California
Pocas veces tuve
una sensación tan clara. Miento: muchas, pero contadas, bien definidas… Salí al
balcón –al deck- y la atmósfera me invadió como si ya tuviera recuerdos de
aquel lugar, o hubiera estado por ahí miles de veces. Como si nunca me hubiera
ido. Estaba recién llegada.
Lo que me
resultaba más conocido era el silencio. Si pudiera traducirlo en palabras,
dejarlo de alguna manera escrito, pensé. Abrí la puerta y el aire me envolvió, estaba
frío, fresco. El piso de la madera del deck conservaba la humedad de la última
lluvia californiana. Quién sabe cuándo habrá sido, yo todavía no estaba acá.
Por la ruta, unos
cincuenta metros hacia abajo, no pasaba nadie. Alcé la vista y vi un camino de
tierra que conducía hacia una casita blanca en la cima de una lomada. Parece un
galpón donde se guarda algo. Trigo, tal vez. No sé por qué pensé eso. Hasta
donde sé, en esa zona hay más uvas que cereales, mucho vino. No pasaba ni un
auto. Sólo el chillido ahogado de un pájaro a lo lejos y el sonido de la atmósfera
que hablaba con muchas voces. Obviamente, lo hacían en inglés.
Las sillas, la
pequeña hamaca de madera, los barriles, la mesa, el barbecue ("barciquíu", según los viejos doblajes de TV), el árbol frente
al deck, la ruta abajo, el camino de tierra hacia arriba… todo me remitía a
algo que en un punto no tenía nada de nuevo.
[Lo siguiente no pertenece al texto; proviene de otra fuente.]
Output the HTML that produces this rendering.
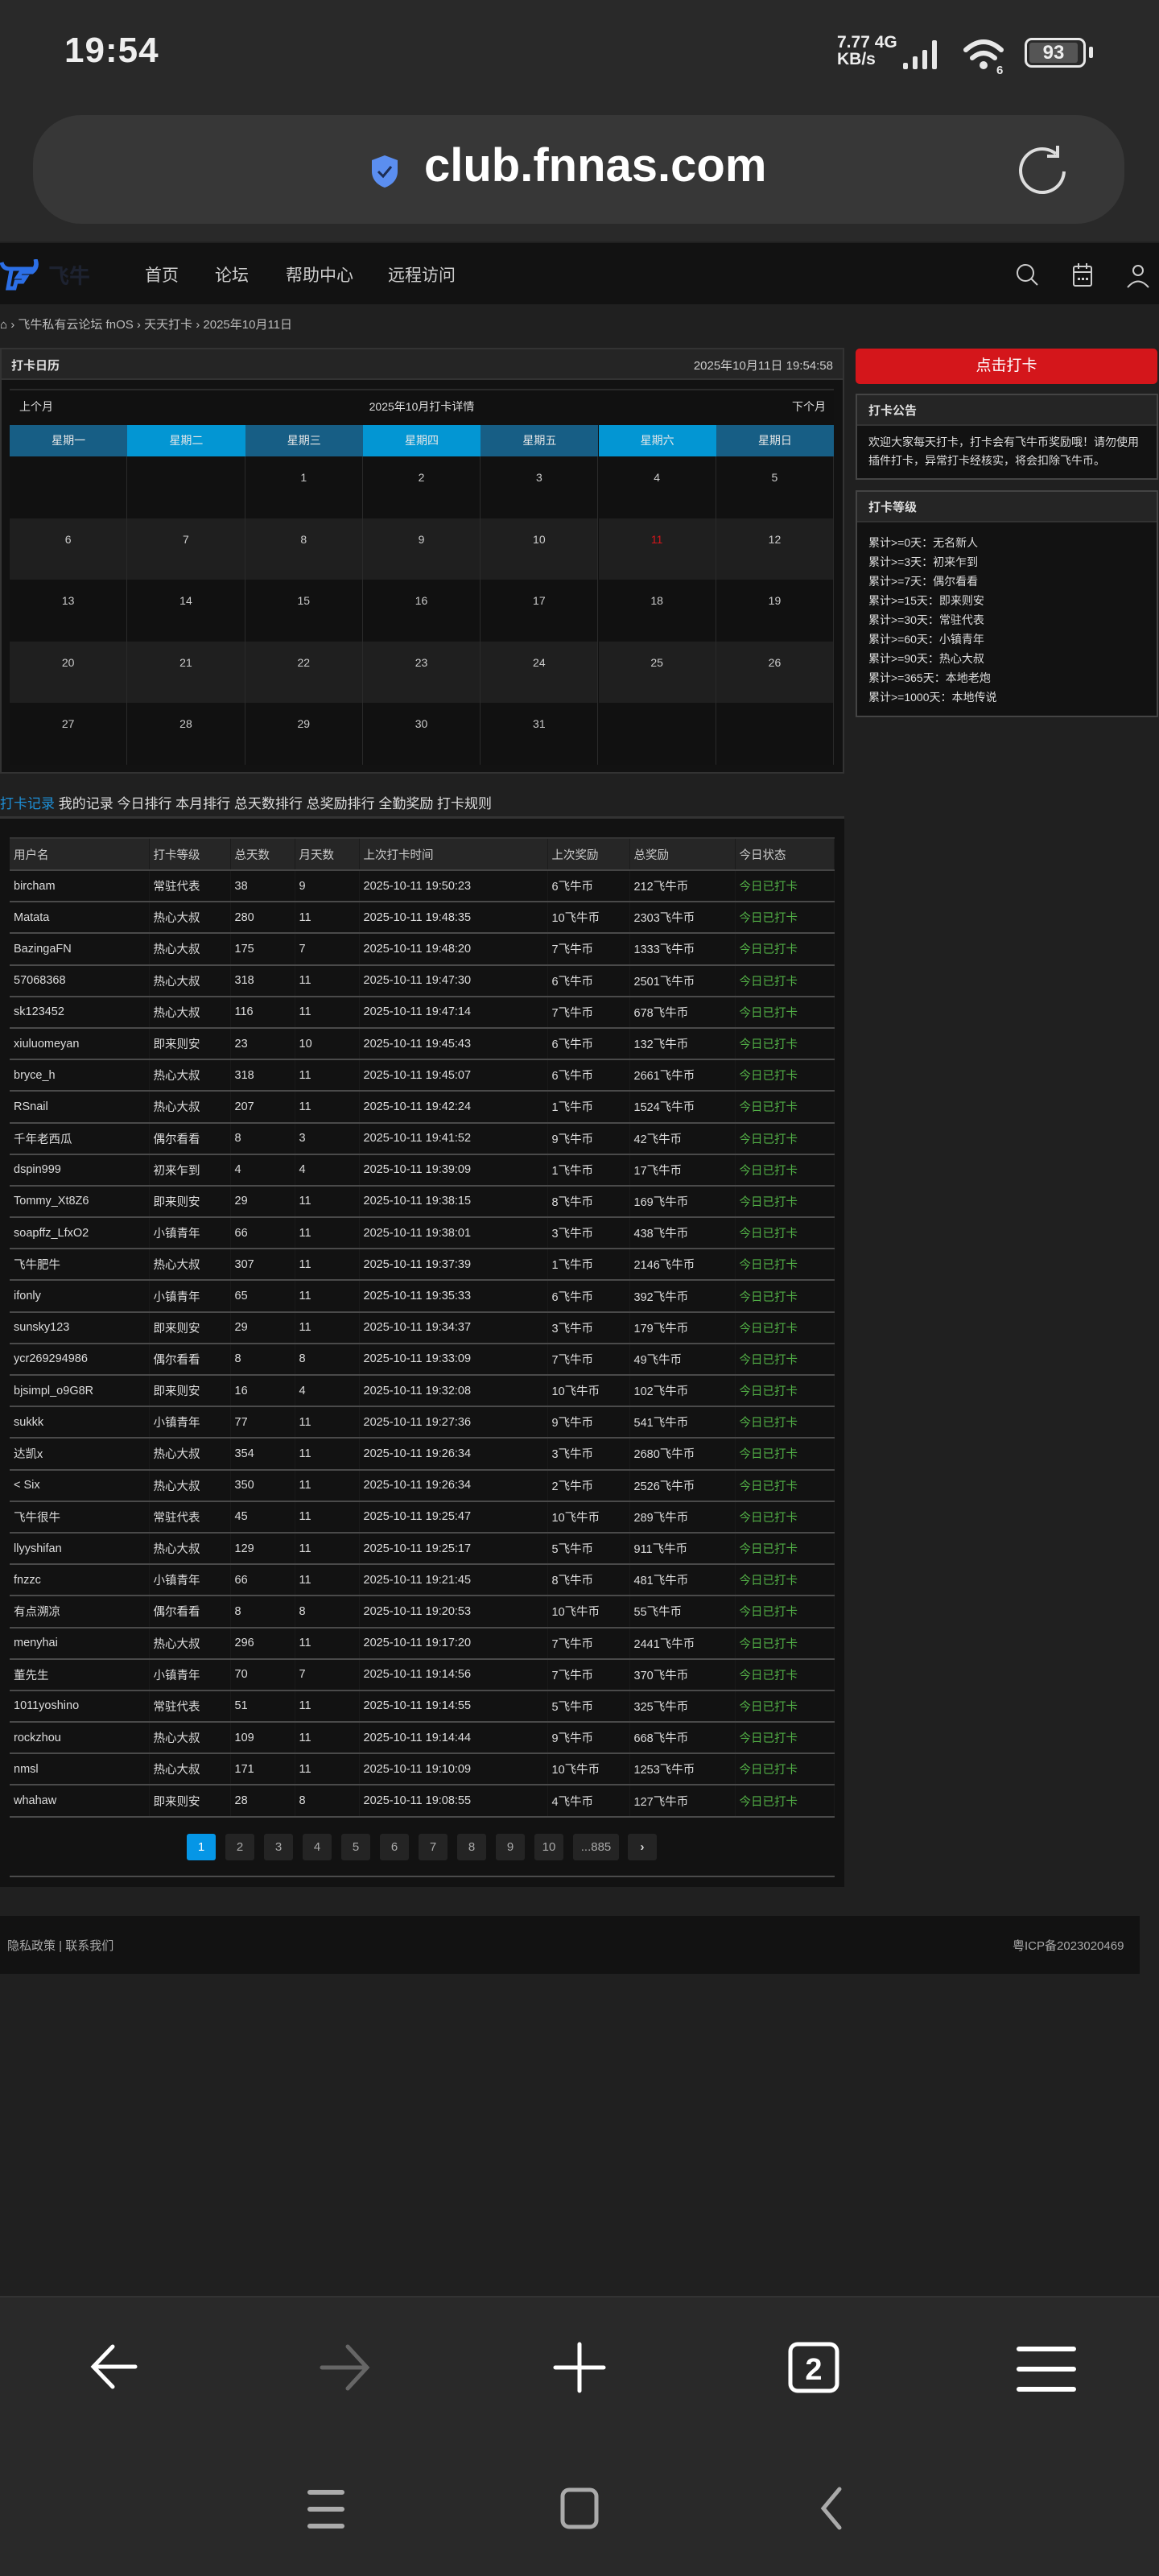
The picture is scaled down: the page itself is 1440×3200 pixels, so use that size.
<!DOCTYPE html>
<html><head><meta charset="utf-8">
<style>
*{margin:0;padding:0;box-sizing:border-box}
body{width:1440px;height:3200px;background:#202020;font-family:"Liberation Sans","Noto Sans CJK SC",sans-serif;color:#ddd;position:relative;overflow:hidden}
.abs{position:absolute}
.status{left:0;top:0;width:1440px;height:300px;background:#292929}
.url{left:41px;top:143px;width:1356px;height:135px;border-radius:60px;background:#373737}
.nav{left:0;top:302px;width:1440px;height:76px;background:#121212}
.nav .it{position:absolute;top:24px;font-size:21px;color:#ccc}
.crumb{left:0;top:392px;font-size:15px;color:#bbb;white-space:nowrap}
.lp{left:0;top:432px;width:1049px;height:529px;background:#121212;border:2px solid #333}
.lph{position:absolute;left:0;top:0;width:1045px;height:38px;background:#252525;border-bottom:2px solid #333;font-size:15px}
.cal{left:12px;top:483px;width:1024px}
.wd{position:absolute;top:43px;height:39px;width:146.3px;text-align:center;line-height:39px;font-size:14px;color:#e8e8e8}
.cell{position:absolute;width:146.3px;height:76.6px;border-right:1px solid #2a2a2a;text-align:center;padding-top:18px;font-size:14px;color:#ccc}
.box{position:absolute;left:1063px;width:376px;background:#121212;border:2px solid #444}
.box .h{height:38px;background:#252525;border-bottom:2px solid #333;font-size:15px;font-weight:bold;padding:8px 14px;color:#ddd}
.rp{left:0;top:1014px;width:1049px;height:1330px;background:#121212;border-top:3px solid #333}
table{position:absolute;left:12px;top:1040px;width:1025px;border-collapse:collapse;font-size:14.5px}
th{height:40px;background:#262626;text-align:left;font-weight:normal;color:#ccc;padding-left:5px;border-top:2px solid #333;border-bottom:2px solid #444;border-right:1px solid #1c1c1c}
td{height:39.2px;padding-left:5px;color:#ddd;border-bottom:2px solid #4a4a4a;border-right:1px solid #1a1a1a}
td.g{color:#52b046}
.pg{position:absolute;top:2278px;height:33px;width:36px;background:#242424;border-radius:3px;color:#aaa;font-size:15px;text-align:center;line-height:33px}
</style></head><body>
<div class="abs status"></div>
<div class="abs" style="left:80px;top:38px;font-size:44px;font-weight:bold;color:#eee;letter-spacing:1px">19:54</div>
<div class="abs" style="left:1040px;top:42px;font-size:21px;font-weight:bold;color:#eee;line-height:21px">7.77 4G<br>KB/s</div>
<svg class="abs" style="left:1120px;top:48px" width="140" height="46" viewBox="0 0 140 46">
<g fill="#e8e8e8"><rect x="2" y="30" width="6" height="8" rx="2"/><rect x="14" y="22" width="6" height="16" rx="2"/><rect x="26" y="14" width="6" height="24" rx="2"/><rect x="38" y="2" width="6" height="36" rx="2"/></g>
<g fill="none" stroke="#e8e8e8" stroke-width="6" stroke-linecap="round"><path d="M80 14 Q102 -6 124 14"/><path d="M88 24 Q102 12 116 24"/></g>
<circle cx="102" cy="33" r="5" fill="#e8e8e8"/><text x="118" y="44" font-size="15" font-weight="bold" fill="#e8e8e8" font-family="Liberation Sans">6</text>
</svg>
<div class="abs" style="left:1273px;top:47px;width:76px;height:37px;border:3px solid #e8e8e8;border-radius:9px;padding:3px"><div style="width:60px;height:25px;background:#555;border-radius:3px;color:#eee;font-weight:bold;font-size:24px;line-height:25px;text-align:center">93</div></div>
<div class="abs" style="left:1353px;top:58px;width:5px;height:14px;background:#e8e8e8;border-radius:2px"></div>
<div class="abs url"></div>
<svg class="abs" style="left:459px;top:191px" width="38" height="44" viewBox="0 0 38 44"><path d="M19 2 L35 8 V22 C35 32 28 39 19 42 C10 39 3 32 3 22 V8 Z" fill="#5b8ef0"/><path d="M11 22 L17 28 L27 16" stroke="#1d2d55" stroke-width="3" fill="none"/></svg>
<div class="abs" style="left:527px;top:172px;font-size:58px;font-weight:bold;color:#fff">club.fnnas.com</div>
<svg class="abs" style="left:1264px;top:177px" width="66" height="70" viewBox="0 0 66 70"><path d="M48 14 A27 27 0 1 0 58 36" fill="none" stroke="#ddd" stroke-width="4"/><path d="M50 4 V17 H37" fill="none" stroke="#ddd" stroke-width="4"/></svg>

<div class="abs nav">
<svg style="position:absolute;left:0;top:20px" width="120" height="40" viewBox="0 0 120 40"><path d="M2 4 Q4 12 12 12 H42 Q46 8 44 0 Q48 10 40 16 H26 L22 22 H32 L28 28 H20 L18 36 H10 L14 14" fill="none" stroke="#2c6fe6" stroke-width="5"/><text x="60" y="30" font-size="26" fill="#1d2230" font-weight="bold" font-family="Noto Sans CJK SC">飞牛</text></svg>
<div class="it" style="left:180px">首页</div><div class="it" style="left:267px">论坛</div><div class="it" style="left:355px">帮助中心</div><div class="it" style="left:482px">远程访问</div>
<svg style="position:absolute;left:1262px;top:25px" width="30" height="30" viewBox="0 0 30 30"><circle cx="12" cy="12" r="10" fill="none" stroke="#ccc" stroke-width="2"/><path d="M19 19 L27 27" stroke="#ccc" stroke-width="2"/></svg>
<svg style="position:absolute;left:1332px;top:24px" width="28" height="32" viewBox="0 0 28 32"><rect x="2" y="5" width="22" height="24" rx="2" fill="none" stroke="#ccc" stroke-width="2"/><path d="M2 12 H24 M8 1 V8 M18 1 V8" stroke="#ccc" stroke-width="2"/><g fill="#ccc"><rect x="7" y="19" width="3" height="3"/><rect x="12" y="19" width="3" height="3"/><rect x="17" y="19" width="3" height="3"/></g></svg>
<svg style="position:absolute;left:1400px;top:26px" width="30" height="30" viewBox="0 0 30 30"><circle cx="14" cy="8" r="6" fill="none" stroke="#ccc" stroke-width="2"/><path d="M1 29 Q14 14 27 29" fill="none" stroke="#ccc" stroke-width="2"/></svg>
</div>

<div class="abs crumb"><span style="color:#ddd">&#8962;</span> &#8250; 飞牛私有云论坛 fnOS &#8250; 天天打卡 &#8250; 2025年10月11日</div>

<div class="abs lp"><div class="lph"><span style="position:absolute;left:12px;top:9px;font-weight:bold">打卡日历</span><span style="position:absolute;right:12px;top:9px;color:#ccc">2025年10月11日 19:54:58</span></div></div>
<div class="abs cal" style="height:466px;background:#111;border-top:2px solid #2a2a2a">
<div style="position:absolute;left:12px;top:10px;font-size:14px">上个月</div>
<div style="position:absolute;left:0;width:1024px;top:10px;font-size:14px;text-align:center">2025年10月打卡详情</div>
<div style="position:absolute;right:10px;top:10px;font-size:14px">下个月</div>
<div class="wd" style="left:0;background:#175e85">星期一</div>
<div class="wd" style="left:146.3px;background:#0396d3">星期二</div>
<div class="wd" style="left:292.6px;background:#175e85">星期三</div>
<div class="wd" style="left:438.9px;background:#0396d3">星期四</div>
<div class="wd" style="left:585.2px;background:#175e85">星期五</div>
<div class="wd" style="left:731.5px;background:#0396d3">星期六</div>
<div class="wd" style="left:877.8px;background:#175e85">星期日</div>
<div id="cells"></div>
</div>

<div style="position:absolute;left:1063px;top:433px;width:375px;height:44px;background:#d4161b;border-radius:5px;color:#fff;font-size:19px;text-align:center;line-height:44px">点击打卡</div>
<div class="box" style="top:489px;height:107px"><div class="h">打卡公告</div><div style="padding:9px 14px;font-size:14px;line-height:23px;color:#ddd">欢迎大家每天打卡，打卡会有飞牛币奖励哦！请勿使用插件打卡，异常打卡经核实，将会扣除飞牛币。</div></div>
<div class="box" style="top:609px;height:282px"><div class="h">打卡等级</div><div style="padding:13px 14px;font-size:14px;line-height:24px;color:#ddd">累计&gt;=0天：无名新人<br>累计&gt;=3天：初来乍到<br>累计&gt;=7天：偶尔看看<br>累计&gt;=15天：即来则安<br>累计&gt;=30天：常驻代表<br>累计&gt;=60天：小镇青年<br>累计&gt;=90天：热心大叔<br>累计&gt;=365天：本地老炮<br>累计&gt;=1000天：本地传说</div></div>

<div class="abs" style="left:0;top:984px;font-size:17px;color:#ddd;white-space:nowrap"><span style="color:#1e8fd6">打卡记录</span> 我的记录 今日排行 本月排行 总天数排行 总奖励排行 全勤奖励 打卡规则</div>
<div class="abs rp"></div>
<table id="tb"><tr><th style="width:173px">用户名</th><th style="width:101px">打卡等级</th><th style="width:80px">总天数</th><th style="width:80px">月天数</th><th style="width:234px">上次打卡时间</th><th style="width:102px">上次奖励</th><th style="width:131px">总奖励</th><th>今日状态</th></tr></table>
<div id="pgs"></div>
<div class="abs" style="left:12px;top:2330px;width:1025px;height:2px;background:#4a4a4a"></div>

<div class="abs" style="left:0;top:2380px;width:1416px;height:72px;background:#121212"></div>
<div class="abs" style="left:9px;top:2406px;font-size:15px;color:#aaa">隐私政策 | 联系我们</div>
<div class="abs" style="left:1258px;top:2406px;font-size:15px;color:#aaa;white-space:nowrap;width:158px;overflow:hidden">粤ICP备2023020469</div>

<div class="abs" style="left:0;top:2852px;width:1440px;height:348px;background:#292929;border-top:2px solid #333"></div>
<svg class="abs" style="left:0;top:2900px" width="1440" height="300" viewBox="0 0 1440 300">
<g stroke="#fff" stroke-width="5" fill="none" stroke-linecap="round">
<path d="M168 40 H116 M140 15 L116 40 L140 65"/>
<path d="M1306 16 H1334 M1306 44 H1334 M1306 70 H1334" stroke-width="0"/>
<path d="M720 12 V70 M690 41 H750"/>
<rect x="982" y="12" width="58" height="58" rx="9" stroke-width="5"/>
<path d="M1266 18 H1334 M1266 43 H1334 M1266 68 H1334" stroke-width="6"/>
</g>
<path d="M400 41 H456 M432 15 L456 41 L432 67" stroke="#666" stroke-width="5" fill="none" stroke-linecap="round"/>
<text x="1011" y="56" font-size="38" font-weight="bold" fill="#fff" text-anchor="middle" font-family="Liberation Sans">2</text>
<g stroke="#aaa" stroke-width="6" fill="none" stroke-linecap="round"><path d="M385 196 H425 M385 217 H425 M385 238 H425"/><rect x="699" y="193" width="42" height="46" rx="8" stroke-width="5"/><path d="M1043 192 L1023 216 L1043 240" stroke-width="5"/></g>
</svg>

<script>
var c='';var d=1;
for(var r=0;r<5;r++){for(var k=0;k<7;k++){var idx=r*7+k;var n=idx-1;var t=(n>=1&&n<=31)?n:'';
var bg=(r%2==1)?'#1f1f1f':'#111';var col=(t==11)?'#d4161b':'#ccc';
c+='<div class="cell" style="left:'+(k*146.3)+'px;top:'+(82+r*76.6)+'px;background:'+bg+';color:'+col+'">'+t+'</div>';}}
document.getElementById('cells').innerHTML=c;
var D=`bircham,常驻代表,38,9,19:50:23,6,212
Matata,热心大叔,280,11,19:48:35,10,2303
BazingaFN,热心大叔,175,7,19:48:20,7,1333
57068368,热心大叔,318,11,19:47:30,6,2501
sk123452,热心大叔,116,11,19:47:14,7,678
xiuluomeyan,即来则安,23,10,19:45:43,6,132
bryce_h,热心大叔,318,11,19:45:07,6,2661
RSnail,热心大叔,207,11,19:42:24,1,1524
千年老西瓜,偶尔看看,8,3,19:41:52,9,42
dspin999,初来乍到,4,4,19:39:09,1,17
Tommy_Xt8Z6,即来则安,29,11,19:38:15,8,169
soapffz_LfxO2,小镇青年,66,11,19:38:01,3,438
飞牛肥牛,热心大叔,307,11,19:37:39,1,2146
ifonly,小镇青年,65,11,19:35:33,6,392
sunsky123,即来则安,29,11,19:34:37,3,179
ycr269294986,偶尔看看,8,8,19:33:09,7,49
bjsimpl_o9G8R,即来则安,16,4,19:32:08,10,102
sukkk,小镇青年,77,11,19:27:36,9,541
达凯x,热心大叔,354,11,19:26:34,3,2680
&lt; Six,热心大叔,350,11,19:26:34,2,2526
飞牛很牛,常驻代表,45,11,19:25:47,10,289
llyyshifan,热心大叔,129,11,19:25:17,5,911
fnzzc,小镇青年,66,11,19:21:45,8,481
有点溯凉,偶尔看看,8,8,19:20:53,10,55
menyhai,热心大叔,296,11,19:17:20,7,2441
董先生,小镇青年,70,7,19:14:56,7,370
1011yoshino,常驻代表,51,11,19:14:55,5,325
rockzhou,热心大叔,109,11,19:14:44,9,668
nmsl,热心大叔,171,11,19:10:09,10,1253
whahaw,即来则安,28,8,19:08:55,4,127`.split('\n');
var h='';D.forEach(function(l){var a=l.split(',');h+='<tr><td>'+a[0]+'</td><td>'+a[1]+'</td><td>'+a[2]+'</td><td>'+a[3]+'</td><td>2025-10-11 '+a[4]+'</td><td>'+a[5]+'飞牛币</td><td>'+a[6]+'飞牛币</td><td class="g">今日已打卡</td></tr>';});
document.getElementById('tb').insertAdjacentHTML('beforeend',h);
var p='';for(var i=1;i<=10;i++){p+='<div class="pg" style="left:'+(232+(i-1)*48)+'px;'+(i==1?'background:#0596e6;color:#fff':'')+'">'+i+'</div>';}
p+='<div class="pg" style="left:712px;width:57px">...885</div><div class="pg" style="left:780px;color:#ddd;font-weight:bold">&#8250;</div>';
document.getElementById('pgs').innerHTML=p;
</script>
</body></html>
Estar en ese balcón esos pocos minutos
me llevó directo a habitar ese lugar en el que alguna vez fui granjera, esposa,
mujer que espera con el bebé llorando en brazos a su marido; fui hombre con ranchera
y escopeta, o hija que se escapa en el auto y no vuelve nunca más. Fui también un
sombrero tirado en una mesa, fui una música folk que sale de una radio a
transistores, fui una bola de ramas secas movidas por el viento. Fui una casa
con un porche y un garaje lleno de herramientas. Fui un cine viejo.
Entrar a esa
terraza de madera…
Lo que más me llamó
la atención es que el espacio estaba totalmente despojado de cualquier
resquicio de cultura europea. Si me dejaba llevar sólo un poco, habría visto
búfalos y alces. Ésa era la enorme novedad de la experiencia. “Estoy en
Norteamérica”, pensé mecánicamente. Nunca imaginé que sería tan parecida a todo
lo que leí de ella. A su literatura, sus películas. Definitivamente ya estuve
por este lugar, mi vida en un punto está totalmente atravesada por ello.
Desde adentro comencé
a escuchar voces familiares que rompieron el silencio. Ruidos de ollas, platos,
cubiertos, un niño que llora, suegros que ayudan a poner la mesa. Mi pequeña
película iba a terminarse apenas el chicken estuviera encima en la mesa. Eran
la cena. A las 6 de la tarde de un día cualquiera.
Qué bueno California
-pensé mientras cerraba la puerta de la terraza, ya en el calor del hogar de la
casa-, me dejaron entrar por un rato en tu poblado y memorioso silencio.
¡Mil gracias por el incondicional y cálido recibimiento a Vero, Rosita, Carlos, Lucas y Matt!